The analysis, by the D.C.-based National Women’s Law Center, adds impetus to the recent movement by low-wage workers – fast food workers, retail workers, Wal-Mart workers, warehouse workers, etc. – for a living wage and the right to organize. It also fleshes out a 2013 prediction of that future job trend by Service Employees President Mary Kay Henry.

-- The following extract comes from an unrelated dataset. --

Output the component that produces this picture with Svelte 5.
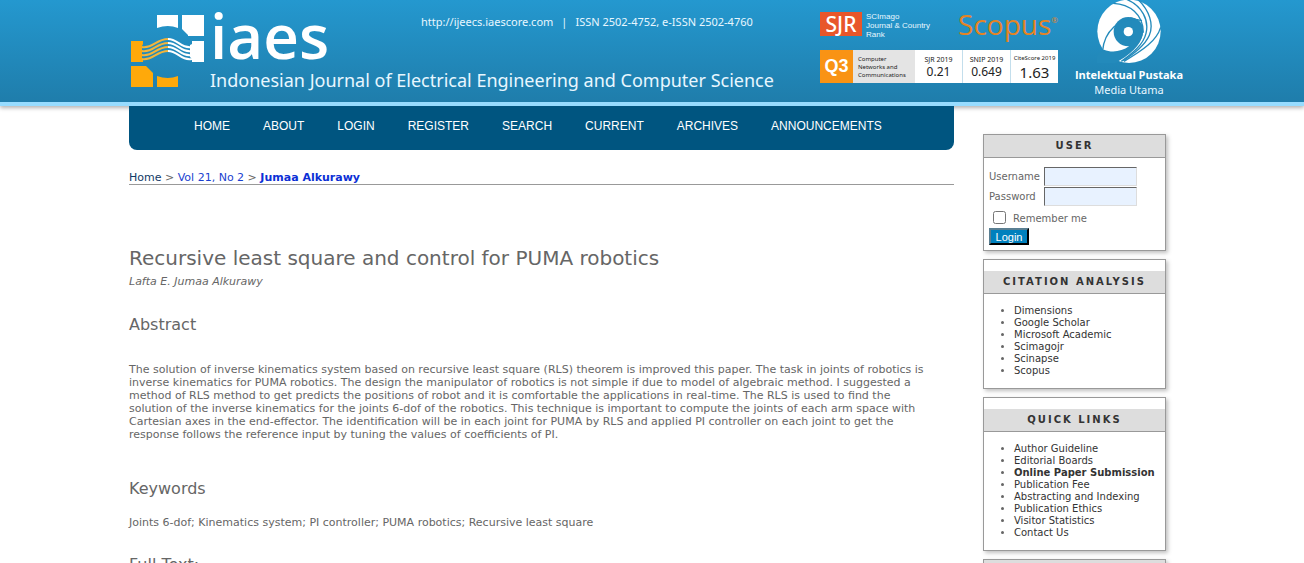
<script>
	const navItems = [
		'Home',
		'About',
		'Login',
		'Register',
		'Search',
		'Current',
		'Archives',
		'Announcements'
	];

	const metrics = [
		{ label: 'SJR 2019', value: '0.21' },
		{ label: 'SNIP 2019', value: '0.649' },
		{ label: 'CiteScore 2019', value: '1.63', big: true }
	];

	const linkBlocks = [
		{
			title: 'Citation Analysis',
			links: [
				{ name: 'Dimensions' },
				{ name: 'Google Scholar' },
				{ name: 'Microsoft Academic' },
				{ name: 'Scimagojr' },
				{ name: 'Scinapse' },
				{ name: 'Scopus' }
			]
		},
		{
			title: 'Quick Links',
			links: [
				{ name: 'Author Guideline' },
				{ name: 'Editorial Boards' },
				{ name: 'Online Paper Submission', strong: true },
				{ name: 'Publication Fee' },
				{ name: 'Abstracting and Indexing' },
				{ name: 'Publication Ethics' },
				{ name: 'Visitor Statistics' },
				{ name: 'Contact Us' }
			]
		}
	];

	let username = $state('');
	let password = $state('');
	let remember = $state(false);
</script>

<div class="page">
	<header class="header">
		<div class="container header-inner">
			<svg class="mark" viewBox="131 15 73 72" aria-hidden="true">
				<g fill="#fff">
					<path d="M157 15H178V28Q168 24 157 28Z" />
					<path d="M182 15H204V36H188V35L182 29Z" />
					<path d="M192 41H204V62H192V59L190 57V45L192 44Z" />
				</g>
				<g fill="#ffa90a">
					<path d="M131 41H143V44L142 46V58L143 60V62H131Z" />
					<path d="M131 66H146L153 73V87H131Z" />
					<path d="M157 76Q168 80 178 76V87H157Z" />
				</g>
				<g fill="none" stroke-width="2">
					{#each [0, 4, 8, 12] as dy}
						<path
							stroke="#f3b53a"
							d={`M142 ${47 + dy}C153 ${49 + dy} 156 ${39 + dy} 168 ${39 + dy}`}
						/>
						<path
							stroke="#fff"
							d={`M168 ${39 + dy}C178 ${39 + dy} 181 ${49 + dy} 192 ${47 + dy}`}
						/>
					{/each}
				</g>
			</svg>

			<div class="brand">
				<div class="brand-top">
					<span class="wordmark">iaes</span>
					<p class="issn">
						<span>http://ijeecs.iaescore.com</span>
						<span>|</span>
						<span>ISSN 2502-4752, e-ISSN 2502-4760</span>
					</p>
				</div>
				<p class="journal">
					Indonesian Journal of Electrical Engineering and Computer Science
				</p>
			</div>

			<div class="ratings">
				<div class="indexers">
					<span class="sjr">SJR</span>
					<span class="scimago">SCImago<br />Journal &amp; Country<br />Rank</span>
					<span class="scopus">Scopus<sup>®</sup></span>
				</div>
				<div class="metrics">
					<span class="quartile">Q3</span>
					<span class="subject">Computer<br />Networks and<br />Communications</span>
					{#each metrics as metric}
						<span class="metric" class:big={metric.big}>
							<small>{metric.label}</small>
							<b>{metric.value}</b>
						</span>
					{/each}
				</div>
			</div>

			<div class="publisher">
				<svg viewBox="12 0 190 189" aria-hidden="true">
					<circle cx="107" cy="94" r="95" fill="#fff" />
					<g fill="#238abb">
						<circle cx="105" cy="95" r="44" />
						<path
							d="M110 52C132 54 147 66 149 86C152 120 128 154 76 183L50 200L-10 190L20 156L32 149C54 158 84 156 108 138L120 100Z"
						/>
					</g>
					<g fill="none" stroke="#238abb" stroke-width="4">
						<path d="M28 152C32 100 74 44 146 62" />
						<path d="M60 10C108 12 150 42 150 98" />
						<path d="M100 -2C146 18 168 60 158 100C150 134 118 160 84 184" />
						<path d="M134 -2C168 32 182 72 168 106C154 138 122 160 90 182" />
						<path d="M202 82C190 122 150 150 92 184" />
					</g>
					<circle cx="105" cy="95" r="14" fill="#fff" />
				</svg>
				<strong>Intelektual Pustaka</strong>
				<span>Media Utama</span>
			</div>
		</div>
	</header>

	<div class="container columns">
		<main>
			<nav class="navbar">
				{#each navItems as item}
					<a href="#top">{item}</a>
				{/each}
			</nav>

			<div class="breadcrumb">
				<a class="home" href="#top">Home</a> &gt;
				<a href="#top">Vol 21, No 2</a> &gt;
				<a class="current" href="#top">Jumaa Alkurawy</a>
			</div>

			<h1>Recursive least square and control for PUMA robotics</h1>
			<p class="author">Lafta E. Jumaa Alkurawy</p>

			<h2>Abstract</h2>
			<p class="abstract">
				The solution of inverse kinematics system based on recursive least square (RLS) theorem is
				improved this paper. The task in joints of robotics is inverse kinematics for PUMA robotics.
				The design the manipulator of robotics is not simple if due to model of algebraic method. I
				suggested a method of RLS method to get predicts the positions of robot and it is
				comfortable the applications in real-time. The RLS is used to find the solution of the
				inverse kinematics for the joints 6-dof of the robotics. This technique is important to
				compute the joints of each arm space with Cartesian axes in the end-effector. The
				identification will be in each joint for PUMA by RLS and applied PI controller on each joint
				to get the response follows the reference input by tuning the values of coefficients of PI.
			</p>

			<h2>Keywords</h2>
			<p class="keywords">
				Joints 6-dof; Kinematics system; PI controller; PUMA robotics; Recursive least square
			</p>

			<h2>Full Text:</h2>
		</main>

		<aside class="sidebar">
			<section class="block">
				<h3>User</h3>
				<form class="login" onsubmit={(e) => e.preventDefault()}>
					<label for="username">Username</label>
					<input id="username" type="text" bind:value={username} />
					<label for="password">Password</label>
					<input id="password" type="password" bind:value={password} />
					<div class="remember">
						<input id="remember" type="checkbox" bind:checked={remember} />
						<label for="remember">Remember me</label>
					</div>
					<button type="submit">Login</button>
				</form>
			</section>

			{#each linkBlocks as block}
				<section class="block spaced">
					<h3>{block.title}</h3>
					<ul>
						{#each block.links as link}
							<li><a href="#top" class:strong={link.strong}>{link.name}</a></li>
						{/each}
					</ul>
				</section>
			{/each}

			<section class="block">
				<h3>&nbsp;</h3>
			</section>
		</aside>
	</div>
</div>

<style>
	:global(body) {
		background: #fff;
	}

	.page {
		height: 100vh;
		overflow: hidden;
		color: #666;
		font: 11px/13px Verdana, 'DejaVu Sans', sans-serif;
	}

	p,
	h1,
	h2,
	h3,
	ul {
		margin: 0;
	}

	a {
		text-decoration: none;
	}

	.container {
		max-width: 1046px;
		margin: 0 auto;
	}

	/* Header banner */
	.header {
		background: linear-gradient(#2498cf, #1f7dab);
		border-bottom: 4px solid #97dcff;
		box-shadow: 0 2px 4px rgba(0, 0, 0, 0.3);
		color: #e8f7ff;
		font-family: 'Segoe UI', 'Noto Sans', sans-serif;
	}

	.header-inner {
		display: flex;
		height: 102px;
	}

	.mark {
		flex: none;
		width: 73px;
		height: 72px;
		margin: 15px 6px 0 2px;
	}

	.brand {
		flex: 1;
		white-space: nowrap;
	}

	.brand-top {
		display: flex;
		height: 68px;
	}

	.wordmark {
		width: 211px;
		color: #fff;
		font: 600 62px/70px 'Open Sans', sans-serif;
	}

	.issn {
		display: flex;
		gap: 8px;
		padding-top: 14px;
		font-size: 11px;
		line-height: 16px;
	}

	.journal {
		font-size: 18px;
		line-height: 24px;
	}

	.ratings {
		flex: none;
		width: 238px;
		padding-top: 12px;
	}

	.indexers {
		display: flex;
		height: 38px;
	}

	.sjr {
		width: 42px;
		height: 24px;
		background: #e8562a;
		color: #fff;
		font-size: 21px;
		font-weight: 500;
		line-height: 24px;
		text-align: center;
	}

	.scimago {
		flex: 1;
		padding-left: 4px;
		font: 8px/9px 'Liberation Sans', Arial, sans-serif;
	}

	.scopus {
		color: #e58425;
		font-family: 'Open Sans', sans-serif;
		font-size: 28px;
		font-weight: 500;
		line-height: 24px;
	}

	.scopus sup {
		font-size: 8px;
		line-height: 8px;
		vertical-align: 12px;
	}

	.metrics {
		display: grid;
		grid-template-columns: 33px 62px 48px 48px 47px;
		height: 33px;
		background: #fff;
		color: #222;
	}

	.quartile {
		background: #f99314;
		color: #fff;
		font: bold 18px/33px 'Liberation Sans', Arial, sans-serif;
		text-align: center;
	}

	.subject {
		padding: 5px 0 0 5px;
		background: #e4e4e4;
		font-size: 6px;
		line-height: 8px;
		white-space: nowrap;
	}

	.metric {
		display: flex;
		flex-direction: column;
		align-items: center;
		padding-top: 5px;
		border-right: 1px solid #c3deec;
		white-space: nowrap;
	}

	.metric small {
		font-size: 7px;
		line-height: 9px;
	}

	.metric b {
		font-size: 12px;
		font-weight: normal;
		line-height: 15px;
	}

	.metric.big {
		padding-top: 4px;
		border-right: 0;
	}

	.metric.big small {
		font-size: 6px;
	}

	.metric.big b {
		font-size: 15px;
		line-height: 18px;
	}

	.publisher {
		display: flex;
		flex: none;
		flex-direction: column;
		align-items: center;
		width: 106px;
		margin: 0 -7px 0 18px;
		font-size: 11px;
		line-height: 15px;
		white-space: nowrap;
	}

	.publisher svg {
		width: 64px;
		height: 63px;
		margin-bottom: 4px;
	}

	.publisher strong {
		color: #fff;
		font-family: 'Open Sans', sans-serif;
	}

	/* Page columns */
	.columns {
		display: flex;
		gap: 29px;
	}

	main {
		flex: 1;
	}

	.navbar {
		position: relative;
		display: flex;
		gap: 33px;
		padding: 0 65px;
		border-radius: 0 0 8px 8px;
		background: #005580;
	}

	.navbar a {
		color: #fff;
		font: 12px/40px 'Liberation Sans', Arial, sans-serif;
		padding-bottom: 4px;
		text-transform: uppercase;
		white-space: nowrap;
	}

	.breadcrumb {
		margin-top: 22px;
		border-bottom: 1px solid #999;
		line-height: 12px;
	}

	.breadcrumb a {
		color: #1a3fd0;
	}

	.breadcrumb .home {
		color: #123a66;
	}

	.breadcrumb .current {
		color: #0c2fd6;
		font-weight: bold;
	}

	h1 {
		margin-top: 61px;
		font-size: 20px;
		font-weight: normal;
		line-height: 24px;
	}

	.author {
		margin-top: 5px;
		font-style: italic;
	}

	h2 {
		font-size: 16px;
		font-weight: normal;
		line-height: 20px;
	}

	.author + h2 {
		margin-top: 27px;
	}

	.abstract {
		margin: 28px 0 38px;
		padding-right: 22px;
	}

	.keywords {
		margin: 17px 0 26px;
	}

	/* Sidebar */
	.sidebar {
		display: flex;
		flex: none;
		flex-direction: column;
		gap: 8px;
		width: 183px;
		margin-right: 9px;
		padding-top: 28px;
		font-size: 10px;
		line-height: 12px;
	}

	.block {
		border: 1px solid #999;
		background: #fff;
		box-shadow: 2px 2px 4px rgba(0, 0, 0, 0.25);
	}

	.block.spaced {
		padding-top: 11px;
	}

	.block h3 {
		border-bottom: 1px solid #999;
		background: #ddd;
		color: #333;
		font-size: 10px;
		letter-spacing: 2px;
		line-height: 22px;
		text-align: center;
		text-transform: uppercase;
	}

	.block ul {
		padding: 11px 0 11px 30px;
	}

	.block li a {
		color: #333;
		white-space: nowrap;
	}

	.block li a.strong {
		font-weight: bold;
	}

	.login {
		display: grid;
		grid-template-columns: 53px 93px;
		gap: 1px 2px;
		align-items: center;
		padding: 9px 5px 5px;
	}

	.login input:not([type='checkbox']) {
		box-sizing: border-box;
		width: 93px;
		height: 19px;
		padding: 1px 2px;
		border: 1px solid;
		border-color: #666 #ddd #ddd #666;
		background: #e8f2ff;
		font-size: 10px;
	}

	.remember {
		display: flex;
		grid-column: 1 / -1;
		gap: 7px;
		height: 20px;
		align-items: center;
	}

	.remember input {
		width: 13px;
		height: 13px;
		margin: 0 0 0 4px;
	}

	.remember label {
		padding-top: 4px;
	}

	.login button {
		width: 40px;
		height: 17px;
		padding: 0;
		border: 2px outset #0a6a9c;
		border-color: #5a7f92 #10222c #10222c #5a7f92;
		background: #0080bd;
		color: #fff;
		font: 11px/12px 'Liberation Sans', Arial, sans-serif;
	}
</style>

Her union is actively recruiting the low-wage workers to its ranks.
The conclusion is important because more than 47% of the nation’s workers are women, because some two-thirds of women work, and because it implies that if millions of incoming female workers get shoehorned into low-wage jobs, they and their families will suffer and U.S. income inequality will continue to widen.
NWLC reported that 18 of the 30 occupations that will add the most jobs by 2022 are female-dominated, meaning that 60% or more of their workers are women. The catch is that 13 of those same occupations – eight of them female-dominated – are low-wage sectors, meaning those where workers earn $13.83 per hour or less.

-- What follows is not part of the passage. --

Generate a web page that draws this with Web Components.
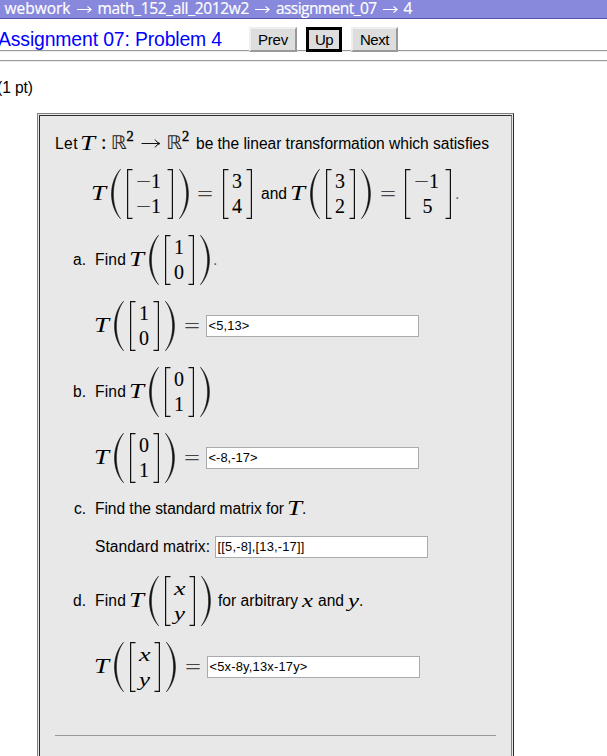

And all five of the lowest-paid high-growth occupations — personal care aides, home health aides, combined food preparation and serving workers (including fast food workers), childcare workers, and maids and housekeepers – are at least 60% female, NWLC says after analyzing federal data. Those workers earn $10 an hour or less.
The food workers are the lowest-paid of the five groups, with an average worker earning less than $19,000 yearly. Federal figures project the nation will add another 422,000 food preparers to the current 2.97 million, a growth of 14%. And 55% of current food preparers and servers, including the fast food workers, are women.
As disquieting are the two occupations expected to grow the most by 2022. Personal care aide numbers are projected to rise 48.8%, to 1.77 million by 2022, and home health aides are projected to increase by 48.5%, to 1.99 million. Both occupations are among those with the lowest annual pay ($19,910 and $20,820 respectively) and highest shares of woman workers (85% of personal care aides and 88% of home health care aides).
“The 30 high-growth occupations will add almost 7.4 million jobs to the economy between 2012 and 2022,” or more than 47% of all job growth by then, NWLC said. Those 30 occupations now account for one-third of all jobs.
“Job gains, especially women’s job gains, have been concentrated in low-wage occupations during the recovery – and this trend is projected to continue,” their analysis says. “Our economy needs a range of jobs, but we need growth in jobs that provide a decent wage and benefits and allow families to be economically secure and policymakers must take steps to make this happen,” it concludes.